Scientists have created hollow spheres of cells that resemble human embryos in their earliest stages of development. The artificial embryos, called "blastoids," could allow scientists to study early human development, infertility and pregnancy loss without experimenting on actual embryos.
Two separate research groups created these model embryos using different methods, and each published their results March 17 in the journal Nature Portfolio.
One research group (opens in new tab) started with adult human skin cells, which they genetically reprogrammed to resemble embryonic cells, according to a statement. The researchers then grew these modified cells over a 3D scaffold that guided them into a spherical shape. The resulting structure closely mimicked a human blastocyst, a structure that typically contains a few hundred cells and forms roughly four days after a sperm cell fertilizes an egg and later implants in the uterine wall, Nature News reported (opens in new tab).
The second research group (opens in new tab) began with human stem cells, including both embryonic stem cells and stem cells derived from adult skin tissue, known as "induced pluripotent stem cells," Nature News reported. The team treated the stem cells with specific chemicals known as growth factors to coax them into the shape of a blastocyst.
Related: Inside life science: Once upon a stem cell
Both teams demonstrated that their homemade blastocysts behaved similarly to real ones, in that they formed as hollow spheres and contained three distinct cell types that eventually form different parts of the body, as blastocysts do, Nature reported. Additionally, the spheres could "implant" into a plastic sheet, which stood in for the human uterine wall.
Despite these similarities, neither model perfectly recreates a human embryo, and based on evidence from similar mouse models, the spheres likely cannot develop beyond the blastocyst stage.
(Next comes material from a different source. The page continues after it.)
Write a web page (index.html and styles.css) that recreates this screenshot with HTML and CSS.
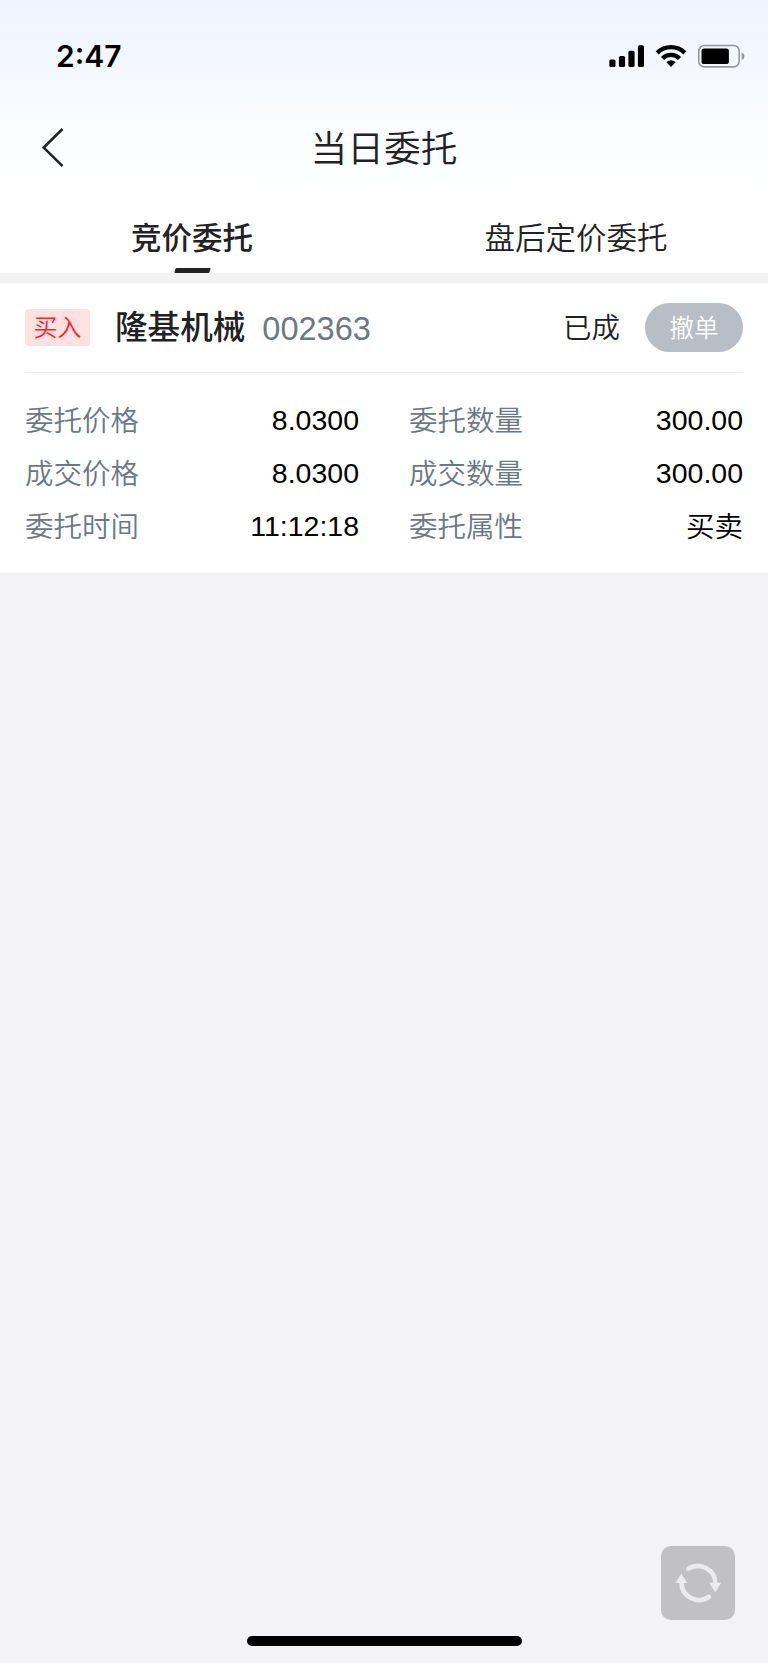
FILE: index.html
```html
<!DOCTYPE html>
<html lang="zh-CN">
<head>
<meta charset="UTF-8" />
<meta name="viewport" content="width=device-width, initial-scale=1" />
<title>当日委托</title>
<link rel="stylesheet" href="styles.css">
</head>
<body>
  <div class="app">
    <header class="header">
      <div class="status-bar">
        <span class="time">2:47</span>
        <div class="status-icons">
          <svg width="35" height="24" viewBox="0 0 35 24" aria-hidden="true">
            <rect x="0.3" y="15.5" width="6.2" height="7.5" rx="1.6" />
            <rect x="9.9" y="12" width="6.2" height="11" rx="1.6" />
            <rect x="19.4" y="6.8" width="6.2" height="16.2" rx="1.6" />
            <rect x="28.9" y="1.2" width="6.1" height="21.8" rx="1.6" />
          </svg>
          <svg width="32" height="24" viewBox="0 0 32 24" fill="none" stroke="#000" stroke-width="4.3" aria-hidden="true">
            <path d="M2.2 8.9a19.6 19.6 0 0 1 27.6 0" />
            <path d="M7.5 14.4a12 12 0 0 1 17 0" />
            <path d="M16 23l-4.6-4.8a6.7 6.7 0 0 1 9.2 0z" fill="#000" stroke="none" />
          </svg>
          <svg width="48" height="24" viewBox="0 0 48 24" aria-hidden="true">
            <rect x="0.8" y="1.5" width="40.4" height="21.4" rx="5.6" fill="none" stroke="#94979b" stroke-width="1.6" />
            <rect x="3.5" y="4.4" width="27.4" height="15.6" rx="2.6" />
            <path d="M43.7 8.2c3.6 1.6 3.6 6.4 0 8z" fill="#94979b" />
          </svg>
        </div>
      </div>
      <div class="nav">
        <button class="back" aria-label="返回">
          <svg width="24" height="40" viewBox="0 0 24 40" fill="none" stroke="#222" stroke-width="2.6" aria-hidden="true">
            <path d="M21.5 1L2.7 19.6l18.8 18.6" />
          </svg>
        </button>
        <h1>当日委托</h1>
      </div>
      <nav class="tabs">
        <a class="tab active">竞价委托</a>
        <a class="tab">盘后定价委托</a>
      </nav>
    </header>

    <main class="order">
      <div class="order-head">
        <span class="side">买入</span>
        <span class="name">隆基机械</span>
        <span class="code">002363</span>
        <span class="state">已成</span>
        <button class="cancel">撤单</button>
      </div>
      <dl class="detail">
        <div><dt>委托价格</dt><dd>8.0300</dd></div>
        <div><dt>委托数量</dt><dd>300.00</dd></div>
        <div><dt>成交价格</dt><dd>8.0300</dd></div>
        <div><dt>成交数量</dt><dd>300.00</dd></div>
        <div><dt>委托时间</dt><dd>11:12:18</dd></div>
        <div><dt>委托属性</dt><dd class="cjk">买卖</dd></div>
      </dl>
    </main>

    <footer class="footer">
      <button class="refresh" aria-label="刷新">
        <svg width="74" height="74" viewBox="0 0 74 74" aria-hidden="true">
          <g fill="none" stroke="#ebebec" stroke-width="4.6" stroke-linecap="round">
            <path d="M27.4 22.8a17.5 17.5 0 0 1 26.9 15.2" />
            <path d="M47.8 51a17.5 17.5 0 0 1-27.3-15" />
          </g>
          <path d="M48.3 36.8h11.8l-5.9 9.6z" fill="#ebebec" />
          <path d="M14.4 37h11.8l-5.9-9.6z" fill="#ebebec" />
        </svg>
      </button>
      <div class="home-bar"></div>
    </footer>
  </div>
</body>
</html>
```

FILE: styles.css
```css
* {
  box-sizing: border-box;
}
body {
  margin: 0;
  font-family: "Liberation Sans", "Noto Sans CJK SC", sans-serif;
  font-weight: 350;
  background: #f3f3f5;
  color: #222;
}
button {
  border: none;
  padding: 0;
  font-family: inherit;
  font-weight: inherit;
}
svg {
  display: block;
}
.app {
  display: flex;
  flex-direction: column;
  min-height: 1663px;
}

/* HEADER */
.header {
  height: 273px;
  background: linear-gradient(#eff4ff, #f2f7fe 50px, #f8fbff 105px, #fff 190px);
}
.status-bar {
  display: flex;
  justify-content: space-between;
  align-items: center;
  height: 112px;
  padding: 0 22px 0 56px;
}
.time {
  font-family: Inter, sans-serif;
  font-size: 30px;
  font-weight: 600;
  color: #000;
}
.status-icons {
  display: flex;
  gap: 11px;
}
.nav {
  display: grid;
  grid-template-columns: 100px 1fr 100px;
  align-items: center;
  height: 72px;
}
.back {
  padding-left: 41px;
  background: none;
}
.nav h1 {
  margin: 0;
  padding-top: 3px;
  font-size: 36.7px;
  font-weight: 350;
  line-height: 69px;
  text-align: center;
}
.tabs {
  display: grid;
  grid-template-columns: 1fr 1fr;
  height: 89px;
}
.tab {
  display: flex;
  flex-direction: column;
  align-items: center;
  justify-content: space-between;
  font-size: 30.5px;
  line-height: 44px;
  padding-top: 32px;
}
.tab.active {
  font-weight: 500;
}
.tab.active::after {
  content: "";
  width: 35px;
  height: 5px;
  background: #222;
  border-radius: 1px;
  transform: skewX(-18deg);
}

/* ORDER CARD */
.order {
  margin-top: 10px;
  height: 290px;
  padding: 0 25px;
  background: #fff;
}
.order-head {
  display: flex;
  align-items: center;
  height: 90px;
  border-bottom: 1px solid #ebecee;
}
.side {
  width: 65px;
  height: 37px;
  border-radius: 4px;
  background: #ffe2e0;
  color: #ff1f2b;
  font-size: 24px;
  line-height: 37px;
  text-align: center;
}
.name {
  margin-left: 25px;
  font-size: 32.6px;
  font-weight: 500;
  line-height: 48px;
}
.code {
  margin-left: 17px;
  padding-top: 3px;
  font-size: 32.5px;
  color: #6b7986;
}
.state {
  margin-left: auto;
  padding-bottom: 4px;
  font-size: 28.5px;
}
.cancel {
  width: 98px;
  height: 49px;
  margin-left: 25px;
  padding-bottom: 3px;
  border-radius: 25px;
  background: #b8bec5;
  color: #fff;
  font-size: 24.5px;
}
.detail {
  display: grid;
  grid-template-columns: 1fr 1fr;
  column-gap: 50px;
  margin: 0;
  padding-top: 21px;
}
.detail div {
  display: flex;
  justify-content: space-between;
  height: 53.2px;
  font-size: 28.5px;
  line-height: 53px;
}
.detail dt {
  padding-top: 1px;
  color: #6b7986;
}
.detail dd {
  margin: 0;
  color: #000;
}
.detail .cjk {
  padding-top: 1px;
}

/* FOOTER */
.footer {
  display: flex;
  flex-direction: column;
  align-items: center;
  margin-top: auto;
  padding-bottom: 17px;
}
.refresh {
  align-self: flex-end;
  width: 74px;
  height: 74px;
  margin: 0 33px 16px 0;
  border-radius: 10px;
  background: #c1c1c3;
}
.home-bar {
  width: 275px;
  height: 10px;
  border-radius: 5px;
  background: #000;
}
```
Evidence suggests that, when implanted in a mouse uterus, mouse blastoids fail to properly differentiate into additional cell types, potentially because of how their gene expression differs from true blastocysts, according to a 2019 report in the journal Developmental Cell.
"I would consider this as a major advance in the field," Jianping Fu, a professor of mechanical engineering at the University of Michigan, Ann Arbor, told NPR. "This is really the first complete model of a human embryo."
"With this technique, we can make hundreds of these structures. So this will allow us to scale up our understanding of very early human development," José Polo, a developmental biologist at Monash University in Australia and the senior author of the first study, told NPR. "We think this will be very important."
However, the experiments do raise some serious ethical questions.
"I'm sure it makes anyone who is morally serious nervous when people start creating structures in a petri dish that are this close to being early human beings," Daniel Sulmasy, a bioethicist at Georgetown University, told NPR. "The more they press the envelope, the more nervous I think anybody would get that people are trying to sort of create human beings in a test tube."
As of now, the International Society for Stem Cell Research (ISSCR) has a guideline that places time limits on human embryo experiments in the lab, capping them at 14 days, Nature reported. This cap is intended to stop the embryo from maturing past a point where its cells begin differentiating into complex structures; in human pregnancy, the implanted blastocyst would form a "primitive streak" by Day 14, which is a mark that signals a shift to this differentiation. Both research teams abided by this rule in the new blastoid experiments.
The ISSCR plans to issue updated guidelines on embryo-like structures, such as these blastoids, in May 2021, according to Nature.
In a report published in February 2020, the society stated that such models "would have great potential benefits for understanding early human development, for biomedical science, and for reducing the use of animals and human embryos in research. However, guidelines for the ethical conduct of this line of work are at present not well defined," according to the Monash University statement.
Meanwhile, the U.S. National Institutes of Health (NIH) "will continue to consider applications on a case-by-case basis," according to a statement posted March 11 by Carrie Wolinetz, the NIH director of science policy.